Fabrication of N-doped TiO2 and TiN nanorods by NH3 treatment: Evolution of morphology, structures, composition and optical properties

Abstract

We investigate the evolution of morphology, electronic and crystalline structures, elemental composition, and optical properties of TiO2 nanorods (NRs) treated in NH3 in the temperature range of 400–1100 °C using both experiments and theoretical calculations. The results show that N-doped TiO2 NRs are obtained in the temperature range of 400–550 °C, in which the formation of the N substitutional defects is more energetically favorable than the N interstitial defects. Our theoretical calculations reveal that the formation of N substitutional defects causes a significant bandgap narrowing, which arises from two different mechanisms: the upward shift of the valence band maximum for a low doping concentration and the downward shift of the conduction band minimum for a high doping concentration.
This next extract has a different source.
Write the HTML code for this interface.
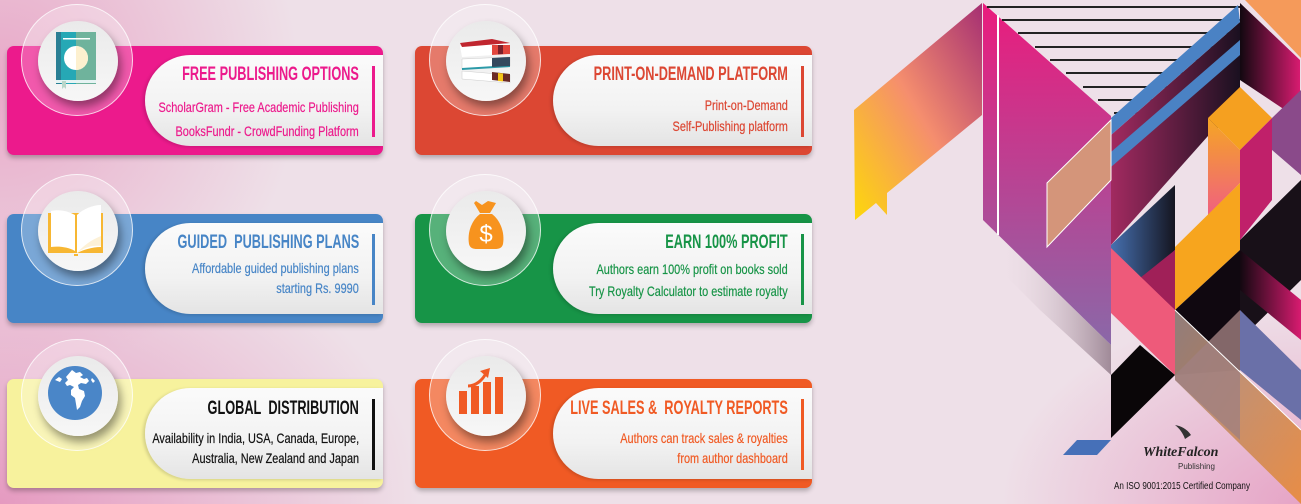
<!DOCTYPE html>
<html><head><meta charset="utf-8">
<style>
*{margin:0;padding:0;box-sizing:border-box}
body{width:1301px;height:504px;overflow:hidden;position:relative;font-family:"Liberation Sans",sans-serif;
background:radial-gradient(ellipse 420px 300px at 0px 504px,#e59ac0 0%,rgba(236,200,220,0) 100%),radial-gradient(ellipse 300px 300px at 0px 80px,#e8a9c8 0%,rgba(236,200,220,0) 100%),radial-gradient(ellipse 300px 200px at 1301px 504px,#e6a4c6 0%,rgba(236,200,220,0) 100%),#eee0e8;}
.card{position:absolute;height:109px;border-radius:7px;box-shadow:0 3px 5px rgba(0,0,0,.25)}
.panel{position:absolute;top:9px;bottom:9px;right:0;border-radius:46px 0 0 46px;background:linear-gradient(#fbfbfb,#f2f2f2 60%,#e4e4e4);box-shadow:-2px 1px 3px rgba(0,0,0,.15)}
.bar{position:absolute;right:8px;top:20px;height:71px;width:3px}
.txt{position:absolute;right:24px;text-align:right;white-space:nowrap}
.t{font-weight:bold;font-size:19px;transform:scaleX(.67);transform-origin:right;line-height:20px}
.s{font-size:14px;transform:scaleX(.78);transform-origin:right;-webkit-text-stroke:.2px currentColor}
.ring{position:absolute;width:112px;height:112px;border-radius:50%;border:1.5px solid rgba(255,255,255,.75);background:rgba(255,255,255,.28)}
.inner{position:absolute;left:16px;top:16px;width:80px;height:80px;border-radius:50%;background:linear-gradient(#eaeaea,#f7f7f7);box-shadow:3px 6px 9px rgba(0,0,0,.4)}
.inner svg{position:absolute;left:0;top:0}
</style></head><body>

<div class="card" style="left:7px;top:46px;width:376px;background:#ec1a8c">
 <div class="panel" style="left:138px"></div>
 <div class="bar" style="background:#ec1a8c"></div>
 <div class="txt" style="top:19px;color:#ec1a8c"><div class="t">FREE PUBLISHING OPTIONS</div></div>
 <div class="txt" style="top:49px;color:#ec1a8c;line-height:24px"><div class="s">ScholarGram - Free Academic Publishing</div><div class="s">BooksFundr - CrowdFunding Platform</div></div>
</div>
<div class="ring" style="left:21px;top:4px"><div class="inner"><svg width="80" height="80" viewBox="0 0 80 80">
<rect x="18" y="11" width="40" height="52" rx="2" fill="#26a8b5"/><rect x="38" y="11" width="20" height="52" fill="#6fb39c"/><rect x="18" y="11" width="5" height="52" fill="#2a7f94"/>
<rect x="25" y="17" width="27" height="1.5" fill="#fff"/><circle cx="38" cy="37" r="12" fill="#fff"/><path d="M38 25a12 12 0 0 1 0 24z" fill="#fdf0cf"/>
<rect x="18" y="59" width="40" height="3" fill="#e6f3f3"/><path d="M24 60h4v8l-2-2-2 2z" fill="#b9d6c9"/></svg></div></div>

<div class="card" style="left:415px;top:46px;width:397px;background:#dc4733">
 <div class="panel" style="left:138px"></div>
 <div class="bar" style="background:#dc4733"></div>
 <div class="txt" style="top:19px;color:#dc4733"><div class="t">PRINT-ON-DEMAND PLATFORM</div></div>
 <div class="txt" style="top:49px;color:#dc4733;line-height:21px"><div class="s">Print-on-Demand</div><div class="s">Self-Publishing platform</div></div>
</div>
<div class="ring" style="left:429px;top:4px"><div class="inner"><svg width="80" height="80" viewBox="0 0 80 80">
<path d="M16 50l48 4v8l-48-4z" fill="#fff" stroke="#ccc" stroke-width=".5"/><path d="M46 51l18 2v8l-18-2z" fill="#6b2a25"/><path d="M52 52l5 .5v8l-5-.5z" fill="#f5c518"/>
<path d="M16 38l48-2v9l-48 3z" fill="#fff" stroke="#ccc" stroke-width=".5"/><path d="M16 47l48-3v2l-48 3z" fill="#2b9aa8"/><path d="M46 37l18-1v9l-18 1z" fill="#34495e"/>
<path d="M14 25l32-6 18 5v9l-48 3z" fill="#fff"/><path d="M14 22l32-4 18 4-48 4z" fill="#c0262f"/><path d="M46 24l18 0v9l-18 1z" fill="#e2463d"/><path d="M52 24l5 0v9l-5 .3z" fill="#7a1f2a"/></svg></div></div>

<div class="card" style="left:7px;top:214px;width:376px;background:#4785c6">
 <div class="panel" style="left:138px"></div>
 <div class="bar" style="background:#4785c6"></div>
 <div class="txt" style="top:19px;color:#4785c6"><div class="t">GUIDED&nbsp; PUBLISHING PLANS</div></div>
 <div class="txt" style="top:44px;color:#4785c6;line-height:20px"><div class="s">Affordable guided publishing plans</div><div class="s">starting Rs. 9990</div></div>
</div>
<div class="ring" style="left:21px;top:174px"><div class="inner"><svg width="80" height="80" viewBox="0 0 80 80">
<rect x="10" y="22" width="55" height="40" fill="#f7b733"/><path d="M36 63h4v2h-4z" fill="#f7b733"/>
<path d="M13 20c8-2 17 0 24 4v36c-7-4-16-5-24-4z" fill="#fff"/><path d="M39 24c6-6 16-10 24-10v42c-9 0-18 3-24 6z" fill="#fff"/><path d="M39 62c8-6 16-8 24-7v-10c-10 4-18 10-24 17z" fill="#fdf1d6"/></svg></div></div>

<div class="card" style="left:415px;top:214px;width:397px;background:#179447">
 <div class="panel" style="left:138px"></div>
 <div class="bar" style="background:#179447"></div>
 <div class="txt" style="top:19px;color:#179447"><div class="t">EARN 100% PROFIT</div></div>
 <div class="txt" style="top:44px;color:#179447;line-height:22px"><div class="s">Authors earn 100% profit on books sold</div><div class="s">Try Royalty Calculator to estimate royalty</div></div>
</div>
<div class="ring" style="left:429px;top:174px"><div class="inner"><svg width="80" height="80" viewBox="0 0 80 80">
<path d="M30 10l6 4 6-4 8 2-6 10h-10l-6-10z" fill="#f7931e"/><path d="M34 23h12c8 6 13 18 11 30-1 4-4 5-8 5h-18c-4 0-7-1-8-5-2-12 3-24 11-30z" fill="#f7931e"/>
<text x="40" y="51" text-anchor="middle" font-family="Liberation Sans" font-size="24" fill="#fff">$</text></svg></div></div>

<div class="card" style="left:7px;top:379px;width:376px;background:#f7f29d">
 <div class="panel" style="left:138px"></div>
 <div class="bar" style="background:#111"></div>
 <div class="txt" style="top:20px;color:#111"><div class="t">GLOBAL&nbsp; DISTRIBUTION</div></div>
 <div class="txt" style="top:49px;color:#111;line-height:20px"><div class="s">Availability in India, USA, Canada, Europe,</div><div class="s">Australia, New Zealand and Japan</div></div>
</div>
<div class="ring" style="left:21px;top:339px"><div class="inner"><svg width="80" height="80" viewBox="0 0 80 80">
<circle cx="37" cy="37" r="27" fill="#4a86c8"/>
<path d="M34 14l4 3 4-1 3 3-3 2 4 2 3-1 2 3-3 3-5-1-3 2 1 4 5 2 1 5-3 5-2 6-3 3-1-6-1-6-4-3 0-5 3-3-4-2-3 1-2-3 3-3-2-3z" fill="#fff"/>
<path d="M17 24l4-3 3 2-2 3z" fill="#fff"/><path d="M54 22l3 3-2 2-2-3z" fill="#fff"/></svg></div></div>

<div class="card" style="left:415px;top:379px;width:397px;background:#f05a24">
 <div class="panel" style="left:138px"></div>
 <div class="bar" style="background:#f05a24"></div>
 <div class="txt" style="top:20px;color:#f05a24"><div class="t">LIVE SALES &amp;&nbsp; ROYALTY REPORTS</div></div>
 <div class="txt" style="top:49px;color:#f05a24;line-height:20px"><div class="s">Authors can track sales &amp; royalties</div><div class="s">from author dashboard</div></div>
</div>
<div class="ring" style="left:429px;top:339px"><div class="inner"><svg width="80" height="80" viewBox="0 0 80 80">
<rect x="13" y="35" width="8" height="23" fill="#f05a24"/><rect x="25" y="30" width="8" height="28" fill="#f05a24"/><rect x="37" y="26" width="8" height="32" fill="#f05a24"/><rect x="49" y="21" width="8" height="37" fill="#f05a24"/>
<path d="M22 30c8 0 14-6 17-11" stroke="#f05a24" stroke-width="3" fill="none"/><path d="M34 15l10-3-2 10z" fill="#f05a24"/></svg></div></div>

<svg style="position:absolute;left:0;top:0" width="1301" height="504" viewBox="0 0 1301 504">
<defs>
<linearGradient id="rib" x1="0" y1="1" x2="1" y2="0"><stop offset="0" stop-color="#fdd80a"/><stop offset=".5" stop-color="#f58e6e"/><stop offset="1" stop-color="#a52f72"/></linearGradient>
<linearGradient id="slab" x1="0" y1="0" x2="0" y2="1"><stop offset="0" stop-color="#ea1c7d"/><stop offset="1" stop-color="#8a68a8"/></linearGradient>
<linearGradient id="shad" x1="0" y1="0" x2="1" y2="0"><stop offset="0" stop-color="#eee0e8" stop-opacity="0"/><stop offset="1" stop-color="#a08a98"/></linearGradient>
<linearGradient id="dk" x1="0" y1="0" x2="1" y2="0"><stop offset="0" stop-color="#a22a60"/><stop offset="1" stop-color="#1a1020"/></linearGradient>
<linearGradient id="bl" x1="0" y1="0" x2="1" y2="0"><stop offset="0" stop-color="#4670b0"/><stop offset="1" stop-color="#151520"/></linearGradient>
<linearGradient id="rt" x1="0" y1="0" x2="1" y2="0"><stop offset="0" stop-color="#120810"/><stop offset="1" stop-color="#d81b70"/></linearGradient>
<linearGradient id="or" x1="0" y1="0" x2="0" y2="1"><stop offset="0" stop-color="#f5a623"/><stop offset="1" stop-color="#f06080"/></linearGradient>
<linearGradient id="tn" x1="0" y1="0" x2="1" y2="1"><stop offset="0" stop-color="#a08a88"/><stop offset="1" stop-color="#e88a38"/></linearGradient>
</defs>
<polygon points="854,110 982,3 982,115 887,193 887,215 876,203 855,220" fill="url(#rib)"/>
<polygon points="998,235 1111,345 1111,375 1040,310 1000,270" fill="url(#shad)"/>
<polygon points="983,3 1111,116 1111,345 983,220" fill="url(#slab)"/>
<line x1="998" y1="15" x2="998" y2="235" stroke="#fff" stroke-width="2"/>
<g stroke="#222" stroke-width="2">
<line x1="987" y1="7" x2="1240" y2="7"/><line x1="1002" y1="20" x2="1240" y2="20"/><line x1="1018" y1="33" x2="1240" y2="33"/><line x1="1035" y1="47" x2="1240" y2="47"/><line x1="1050" y1="60" x2="1240" y2="60"/><line x1="1066" y1="73" x2="1240" y2="73"/><line x1="1083" y1="87" x2="1240" y2="87"/><line x1="1098" y1="100" x2="1240" y2="100"/><line x1="1114" y1="113" x2="1240" y2="113"/><line x1="1130" y1="127" x2="1240" y2="127"/></g>
<polygon points="1111,135 1240,22 1240,100 1111,245" fill="url(#dk)"/>
<polygon points="1238,5 1240,22 1111,135 1111,118" fill="#4a82c4"/>
<polygon points="1240,40 1240,55 1111,167 1111,152" fill="#4a82c4"/>
<polygon points="1047,183 1111,120 1111,180 1047,247" fill="#d4957a" stroke="#fff" stroke-width="1"/>
<polygon points="1111,245 1175,185 1175,250 1111,313" fill="url(#bl)"/>
<polygon points="1240,3 1300,60 1300,120 1240,80" fill="url(#rt)"/>
<polygon points="1245,0 1301,0 1301,58" fill="#f59a5a"/>
<polygon points="1272,118 1301,90 1301,175 1272,150" fill="#8a4a8a"/>
<polygon points="1208,118 1240,150 1240,183 1208,215" fill="url(#or)"/>
<polygon points="1240,87 1272,118 1240,150 1208,118" fill="#f5a020"/>
<polygon points="1240,150 1272,118 1272,200 1240,240" fill="#c0206a"/>
<polygon points="1175,247 1240,183 1240,250 1175,310" fill="#f7a51e"/>
<polygon points="1240,240 1301,180 1301,280 1240,340" fill="#181018"/>
<polygon points="1240,250 1301,300 1301,340 1240,290" fill="url(#rt)"/>
<polygon points="1140,278 1175,250 1175,310" fill="#a02058"/>
<polygon points="1111,248 1175,310 1175,375 1111,313" fill="#ee5a7a"/>
<polygon points="1175,310 1240,250 1240,370 1175,375" fill="#100810"/>
<polygon points="1240,310 1301,370 1301,420 1240,370" fill="#6a70a8"/>
<polygon points="1111,375 1140,345 1175,375 1111,438" fill="#0a0608"/>
<polygon points="1175,310 1301,430 1301,504 1175,380" fill="url(#tn)" opacity=".9"/>
<polygon points="1175,375 1240,310 1240,440 1175,380" fill="#a08080" opacity=".8"/>
<line x1="1175" y1="310" x2="1301" y2="430" stroke="#fff" stroke-width="1"/>
<polygon points="1063,455 1077,440 1111,440 1097,455" fill="#4670b8"/>
<text x="1143" y="456" font-family="Liberation Serif" font-style="italic" font-weight="bold" font-size="14" fill="#222">WhiteFalcon</text>
<text x="1178" y="469" font-family="Liberation Sans" font-size="8" fill="#333">Publishing</text>
<path d="M1175 425c4 3 8 8 10 14l6-4c-4-6-10-9-16-10z" fill="#333"/>
<text x="1114" y="489" font-family="Liberation Sans" font-size="10" fill="#111" textLength="136" lengthAdjust="spacingAndGlyphs">An ISO 9001:2015 Certified Company</text>
</svg>
</body></html>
Experimentally, a bandgap in the range of 2.22–2.41 eV can be achieved for N-doped TiO2, which enables the visible-light absorption and activates the visible-light photocatalytic activity of the TiO2 NRs. The nitridation starts from 700 °C and proceeds rapidly in the temperature range of 800–900 °C. However, complete nitridation is achieved when the temperature exceeds 1000 °C. The rutile phase is found to be more prone to nitridation than the anatase phase. During nitridation, the TiO2 NRs experience significant changes in morphology, structure, and optical properties. The latter is strongly affected by the remaining O concentration in the materials.